A Cl(−) Cotransporter Selective for Nh(4) (+) over K(+) in Glial Cells of Bee Retina

There appears to be a flux of ammonium (NH(4) (+)/NH(3)) from neurons to glial cells in most nervous tissues. In bee retinal glial cells, NH(4) (+)/NH(3) uptake is at least partly by chloride-dependant transport of the ionic form NH(4) (+). Transmembrane transport of NH(4) (+) has been described previously on transporters on which NH(4) (+) replaces K(+), or, more rarely, Na(+) or H(+), but no transport system in animal cells has been shown to be selective for NH(4) (+) over these other ions. To see if the NH(4) (+)-Cl(−) cotransporter on bee retinal glial cells is selective for NH(4) (+) over K(+) we measured ammonium-induced changes in intracellular pH (pH(i)) in isolated bundles of glial cells using a fluorescent indicator. These changes in pH(i) result from transmembrane fluxes not only of NH(4) (+), but also of NH(3). To estimate transmembrane fluxes of NH(4) (+), it was necessary to measure several parameters. Intracellular pH buffering power was found to be 12 mM. Regulatory mechanisms tended to restore intracellular [H(+)] after its displacement with a time constant of 3 min. Membrane permeability to NH(3) was 13 μm s(−1). A numerical model was used to deduce the NH(4) (+) flux through the transporter that would account for the pH(i) changes induced by a 30-s application of ammonium.
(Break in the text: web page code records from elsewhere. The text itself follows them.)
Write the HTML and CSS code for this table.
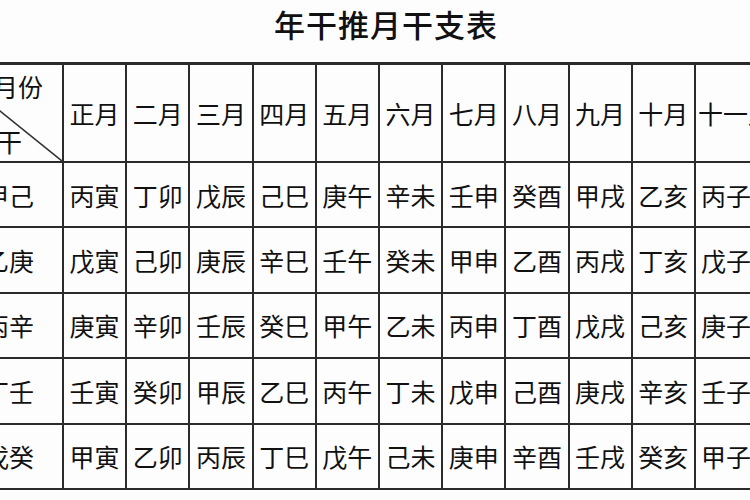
FILE: index.html
```html
<!DOCTYPE html>
<html lang="zh">
<head>
<meta charset="utf-8">
<title>年干推月干支表</title>
<link rel="stylesheet" href="styles.css">
</head>
<body>
<div class="page">
  <h1 class="title">年干推月干支表</h1>
  <table class="tbl">
    <colgroup>
      <col class="c-first">
      <col class="c-m"><col class="c-m"><col class="c-m"><col class="c-m">
      <col class="c-m"><col class="c-m"><col class="c-m"><col class="c-m">
      <col class="c-m"><col class="c-m"><col class="c-wide"><col class="c-wide">
    </colgroup>
    <thead>
      <tr class="head">
        <th class="corner">
          <svg class="slash" viewBox="0 0 100 100" preserveAspectRatio="none"><line x1="0" y1="0" x2="100" y2="100" vector-effect="non-scaling-stroke"/></svg>
          <span class="lab-month">月份</span>
          <span class="lab-gan">年干</span>
        </th>
        <th>正月</th><th>二月</th><th>三月</th><th>四月</th><th>五月</th><th>六月</th>
        <th>七月</th><th>八月</th><th>九月</th><th>十月</th><th>十一月</th><th>十二月</th>
      </tr>
    </thead>
    <tbody>
      <tr><th class="rl">甲己</th><td>丙寅</td><td>丁卯</td><td>戊辰</td><td>己巳</td><td>庚午</td><td>辛未</td><td>壬申</td><td>癸酉</td><td>甲戌</td><td>乙亥</td><td>丙子</td><td>丁丑</td></tr>
      <tr><th class="rl">乙庚</th><td>戊寅</td><td>己卯</td><td>庚辰</td><td>辛巳</td><td>壬午</td><td>癸未</td><td>甲申</td><td>乙酉</td><td>丙戌</td><td>丁亥</td><td>戊子</td><td>己丑</td></tr>
      <tr><th class="rl">丙辛</th><td>庚寅</td><td>辛卯</td><td>壬辰</td><td>癸巳</td><td>甲午</td><td>乙未</td><td>丙申</td><td>丁酉</td><td>戊戌</td><td>己亥</td><td>庚子</td><td>辛丑</td></tr>
      <tr><th class="rl">丁壬</th><td>壬寅</td><td>癸卯</td><td>甲辰</td><td>乙巳</td><td>丙午</td><td>丁未</td><td>戊申</td><td>己酉</td><td>庚戌</td><td>辛亥</td><td>壬子</td><td>癸丑</td></tr>
      <tr><th class="rl">戊癸</th><td>甲寅</td><td>乙卯</td><td>丙辰</td><td>丁巳</td><td>戊午</td><td>己未</td><td>庚申</td><td>辛酉</td><td>壬戌</td><td>癸亥</td><td>甲子</td><td>乙丑</td></tr>
    </tbody>
  </table>
</div>
</body>
</html>
```
FILE: styles.css
```css
html, body {
  margin: 0;
  padding: 0;
  background: #fdfdfd;
  overflow: hidden;
}
.page {
  width: 750px;
  height: 500px;
  overflow: hidden;
  font-family: "Noto Sans CJK SC", "Noto Sans CJK JP", sans-serif;
  color: #111;
}
.title {
  margin: 0;
  height: 62px;
  line-height: 48px;
  padding-left: 22px;
  text-align: center;
  font-size: 31px;
  font-weight: 500;
  letter-spacing: 1px;
}
.tbl {
  margin-left: -59px;
  border-collapse: collapse;
  table-layout: fixed;
  width: 913px;
}
.c-first { width: 121px; }
.c-m { width: 63.2px; }
.c-wide { width: 80px; }
.tbl th, .tbl td {
  border: 2px solid #2b2b2b;
  padding: 0;
  font-size: 25px;
  font-weight: 400;
  text-align: center;
  white-space: nowrap;
  overflow: hidden;
  line-height: 30px;
}
.tbl thead th {
  border-top-width: 3px;
}
.head th {
  height: 96px;
}
.tbl th:nth-child(n+12),
.tbl td:nth-child(n+12) {
  text-align: left;
  padding-left: 2px;
}
.tbl td:nth-child(n+12) {
  padding-left: 5px;
}
.tbl tbody td, .tbl tbody th {
  height: 63.4px;
}
.rl {
  padding-left: 13px !important;
}
.corner {
  position: relative;
}
.slash {
  position: absolute;
  left: 0;
  top: 0;
  width: 100%;
  height: 100%;
}
.slash line {
  stroke: #333;
  stroke-width: 1.6;
}
.lab-month {
  position: absolute;
  right: 19px;
  top: 6px;
}
.lab-gan {
  position: absolute;
  left: 29px;
  top: 61px;
}
```
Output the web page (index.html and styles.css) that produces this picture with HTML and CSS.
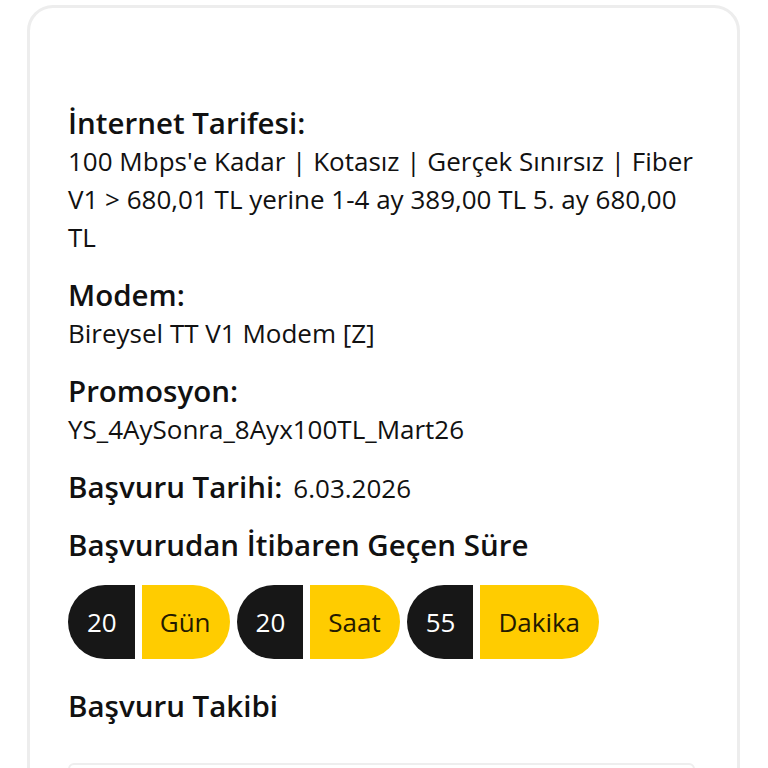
FILE: index.html
```html
<!DOCTYPE html>
<html lang="tr">
<head>
<meta charset="utf-8">
<link rel="stylesheet" href="styles.css">
</head>
<body>
<div class="card">
  <section class="field">
    <h3 class="label">İnternet Tarifesi:</h3>
    <p class="value">100 Mbps'e Kadar | Kotasız | Gerçek Sınırsız | Fiber V1 &gt; 680,01 TL yerine 1-4 ay 389,00 TL 5. ay 680,00 TL</p>
  </section>
  <section class="field">
    <h3 class="label">Modem:</h3>
    <p class="value">Bireysel TT V1 Modem [Z]</p>
  </section>
  <section class="field">
    <h3 class="label">Promosyon:</h3>
    <p class="value">YS_4AySonra_8Ayx100TL_Mart26</p>
  </section>
  <section class="field inline">
    <span class="label">Başvuru Tarihi:</span><span class="value">6.03.2026</span>
  </section>
  <section class="field">
    <h3 class="label">Başvurudan İtibaren Geçen Süre</h3>
    <div class="timer">
      <span class="num">20</span><span class="unit">Gün</span>
      <span class="num">20</span><span class="unit">Saat</span>
      <span class="num">55</span><span class="unit">Dakika</span>
    </div>
  </section>
  <h3 class="label track-title">Başvuru Takibi</h3>
  <div class="track-box"></div>
</div>
</body>
</html>
```
FILE: styles.css
```css
html, body {
  margin: 0;
  padding: 0;
  background: #ffffff;
}
body {
  font-family: "Open Sans", "Noto Sans", sans-serif;
  color: #111111;
  height: 768px;
  overflow: hidden;
}
.card {
  margin: 5px 28px 0 27px;
  border: 3px solid #ededed;
  border-radius: 26px;
  padding: 96px 40px 0 38px;
  height: 900px;
  box-sizing: border-box;
}
.field {
  margin: 0 0 20px 0;
}
.label {
  margin: 0;
  font-size: 29.5px;
  font-weight: 600;
  line-height: 38px;
  color: #111111;
}
.value {
  margin: 0;
  font-size: 26px;
  font-weight: 400;
  line-height: 38px;
  color: #111111;
}
.inline {
  display: flex;
  align-items: baseline;
  gap: 11px;
  height: 38px;
}
.timer {
  display: flex;
  gap: 7px;
  margin-top: 21px;
}
.num, .unit {
  display: flex;
  align-items: center;
  height: 74px;
  font-size: 26px;
  line-height: 1;
}
.num {
  background: #171717;
  color: #ffffff;
  border-radius: 37px 0 0 37px;
  padding: 0 18px 0 19px;
}
.unit {
  background: #ffcc00;
  color: #241a00;
  border-radius: 0 37px 37px 0;
  padding: 0 19px 0 18px;
}
.track-title {
  margin-top: 28px;
}
.track-box {
  margin-top: 38px;
  margin-right: 2px;
  height: 200px;
  border: 2px solid #eeeeee;
  border-radius: 6px;
}
```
This flux saturated with increasing [NH(4) (+)](o); the relation was fitted with a Michaelis-Menten equation with K (m) ≈ 7 mM. The inhibition of NH(4) (+) flux by extracellular K(+) appeared to be competitive, with an apparent K (i) of ∼15 mM. A simple standard model of the transport process satisfactorily described the pH(i) changes caused by various experimental manipulations when the transporter bound NH(4) (+) with greater affinity than K(+). We conclude that this transporter is functionally selective for NH(4) (+) over K(+) and that the transporter molecule probably has a greater affinity for NH(4) (+) than for K(+).